MUDRA Idea Potential Game Changer

The Press Brief of the Ministry of Finance Department of Financial Services on MUDRA brings out how it is a Made in India idea for funding  micro businesses. As a bank to be established under a new law, MUDRA will register, regulate and refinance all small business finance institutions.

It will partner state level and regional level coordinators to enable them to provide refinance to Last Mile Financiers [LMFs] of micro businesses. The inclusion of the local LMFs is a very innovative idea. And  a potential game changer. The MUDRA idea realises that only the LMFs can have local knowledge and of the borrowers’ character and worth and seeks to formalise their involvement in credit distribution to micro businesses. A real innovation indeed. MUDRA will Register small financiers of micro businesses. Regulate them. Accredit them. Rate them. Fix responsible  financial practices, client protection principles and methods of recovery.

 Formulate and run credit guarantee schemes for credit extended to micro businesses. Integrating the LMFS to deliver credit to micro businesses is entirely an indigenous idea. An ingenious too. If LMFs are evaluated, appraised, registered and given refinance at lower rates, the ultimate interest rate for micro businesses would be far lower.

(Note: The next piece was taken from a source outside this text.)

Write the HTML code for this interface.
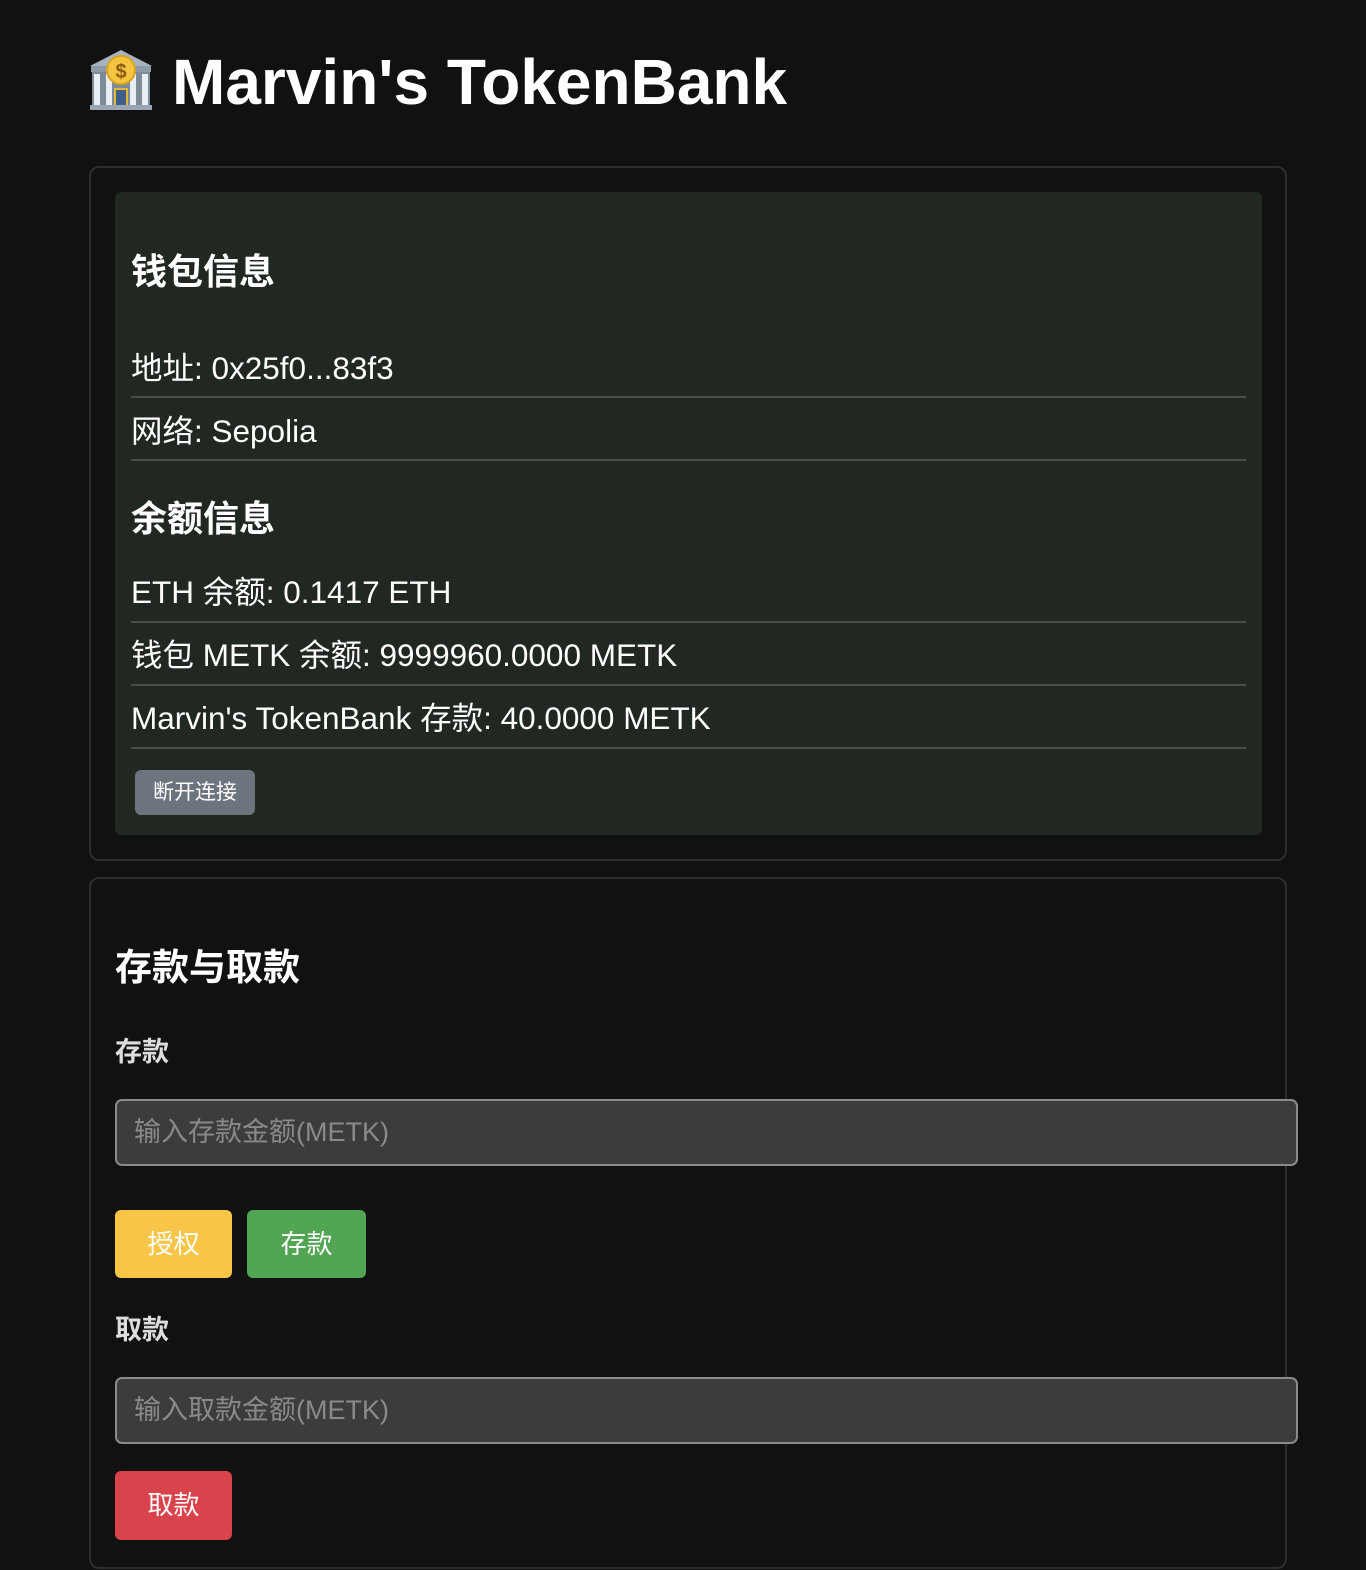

But this would call for huge scaling up of execution and that is where governments normally fail.. But Modi Government has shown remarkable capacity to scale up operations-- the Jan Dhan Yojana where it hooked 12.5  million people to banks in less than six months testifies to it. As compared to that scale, the integration of hundreds of thousands of more informed existing and new LMFs into the regulatory and refinance architecture of MUDRA bank does not seem to be a tall order at all. MUDRA, which is a practical idea, is a potential game changer for the country.